Woke me to sleep, why don't ya?

Our English language has always fascinated me.  The way we use it informs culture and, in large part, sets the mores of society.  Our near instant communication, combined with the wokesters' ability to censor us, makes terminology that explains a concept or helps weigh one view or idea over another, extremely significant.

We emphasize things by describing them in a certain way and define our political and social values with the language we use.  The internet, the 24-hour TV news cycle, and celebrity punditry amplify the ramifications of these choices.  Opinion can become "fact" through lazy, buzzword-filled elucidation and unthinking public acceptance.  Truth is hidden just as easily.

When the platforms we use censor words, this curtails normal discourse and the free exchange of ideas.  We are kept in a mental box.  You cannot go here, there, or even there, because it will be pro forma struck from the discourse, sent down the rabbit hole into the void.

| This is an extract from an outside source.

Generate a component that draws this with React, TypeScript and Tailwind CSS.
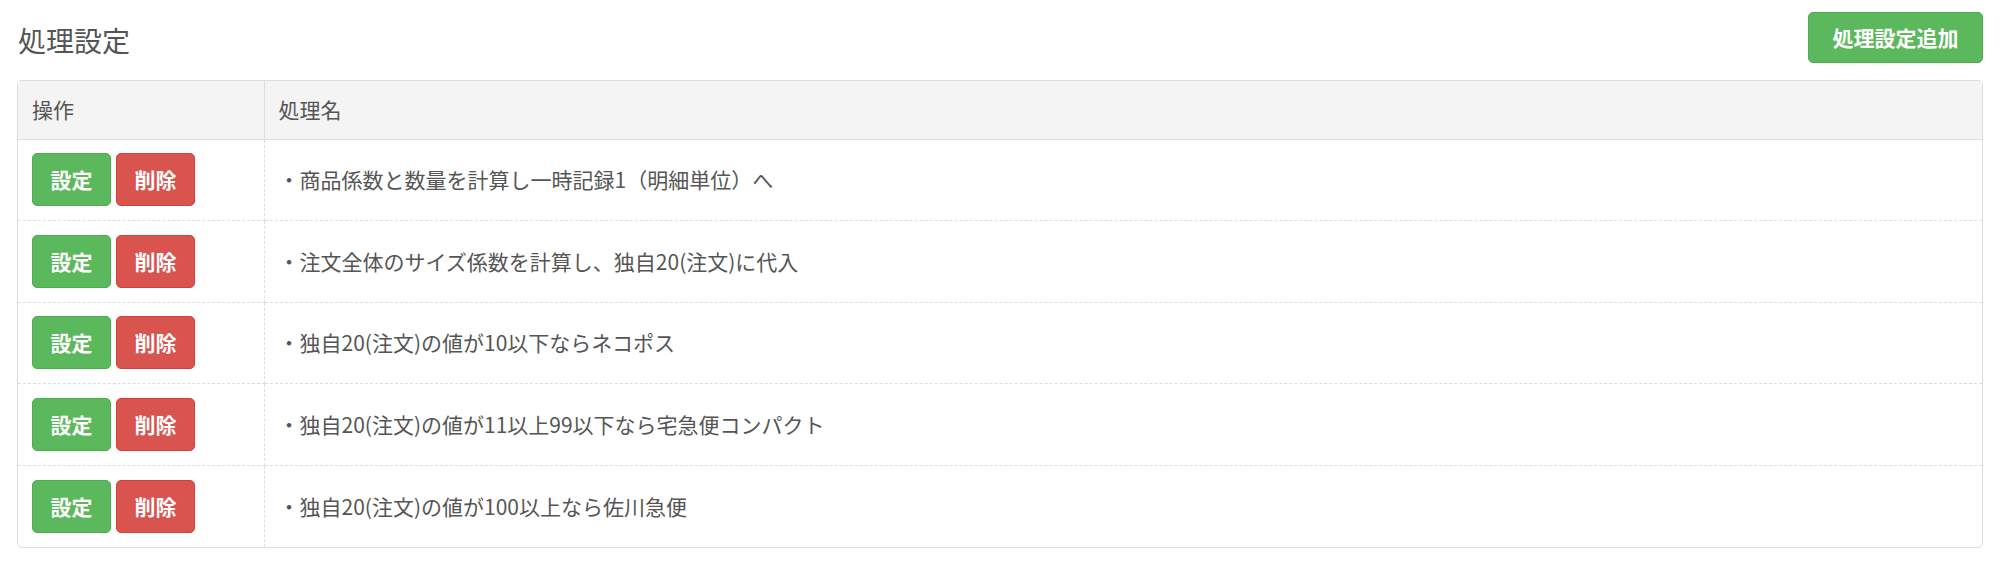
import React from "react";

const rows = [
  "・商品係数と数量を計算し一時記録1（明細単位）へ",
  "・注文全体のサイズ係数を計算し、独自20(注文)に代入",
  "・独自20(注文)の値が10以下ならネコポス",
  "・独自20(注文)の値が11以上99以下なら宅急便コンパクト",
  "・独自20(注文)の値が100以上なら佐川急便",
];

export default function App() {
  return (
    <div
      className="w-[2002px] h-[565px] bg-white pl-[17px] pr-[19px] pt-[12px] text-[#555]"
      style={{ fontFamily: '"Noto Sans CJK JP", "Noto Sans", sans-serif' }}
    >
      <div className="flex justify-between items-start h-[51px] mb-[17px]">
        <h1 className="mt-[14px] ml-[1px] text-[28px] leading-[28px] font-normal text-[#555]">
          処理設定
        </h1>
        <button className="h-[51px] w-[175px] rounded-[5px] bg-[#5cb85c] border border-[#4cae4c] text-white text-[21px] font-bold leading-none">
          処理設定追加
        </button>
      </div>
      <div className="border border-[#ddd] rounded-[5px] overflow-hidden">
        <table className="w-full border-collapse">
          <thead>
            <tr className="bg-[#f4f4f4]">
              <th className="w-[246px] h-[58px] border-r border-[#ddd] border-b text-left font-normal text-[21px] px-[14px] align-middle">
                操作
              </th>
              <th className="h-[58px] border-b border-[#ddd] text-left font-normal text-[21px] px-[14px] align-middle">
                処理名
              </th>
            </tr>
          </thead>
          <tbody>
            {rows.map((r, i) => (
              <tr key={i}>
                <td
                  className={`h-[81.6px] w-[246px] border-r border-dashed border-[#ddd] px-[14px] align-middle ${
                    i < rows.length - 1 ? "border-b" : ""
                  }`}
                >
                  <div className="flex gap-[5px]">
                    <button className="h-[53px] w-[79px] rounded-[5px] bg-[#5cb85c] border border-[#4cae4c] text-white text-[21px] font-bold leading-none">
                      設定
                    </button>
                    <button className="h-[53px] w-[79px] rounded-[5px] bg-[#d9534f] border border-[#d43f3a] text-white text-[21px] font-bold leading-none">
                      削除
                    </button>
                  </div>
                </td>
                <td
                  className={`h-[81.6px] border-dashed border-[#ddd] px-[14px] align-middle text-[21px] ${
                    i < rows.length - 1 ? "border-b" : ""
                  }`}
                >
                  {r}
                </td>
              </tr>
            ))}
          </tbody>
        </table>
      </div>
    </div>
  );
}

This profoundly affects our culture.  Societies cannot learn and grow if people are constantly weighing their words and editing their thoughts to avoid censorship.  How do concepts get shared, ideas exchanged, and understanding dawn when only one side of any equation is deemed "acceptable"?  How can we debate when there is a foregone conclusion?

The woke "Repressives" have worked hard to eliminate all "unacceptable" context from our discourse — as they define that term.  They've systematically rejected our values and injected lies.  This is obvious when you look at events versus words.

Showing ID to vote is deemed racist — as long as you ignore the demeaning idea that people "of color" don't know how to get an ID, and they theoretically can't pick up tickets to a sporting event or get on a plane.

Burning down businesses and destroying livelihoods is labeled social justice.  That means that the government endorses the perpetrators.  Meanwhile, peacefully walk into the Capitol, and we throw 'em in a cell and lose the key.

Did you know that there are people, regular Americans who came to D.C. on January 6, and did nothing more than walk into the Capitol, who are still rotting in the fetid D.C. jail without bail?  Yet Kamala had a bail fund for Antifa in Minneapolis, and rarely do they get charged.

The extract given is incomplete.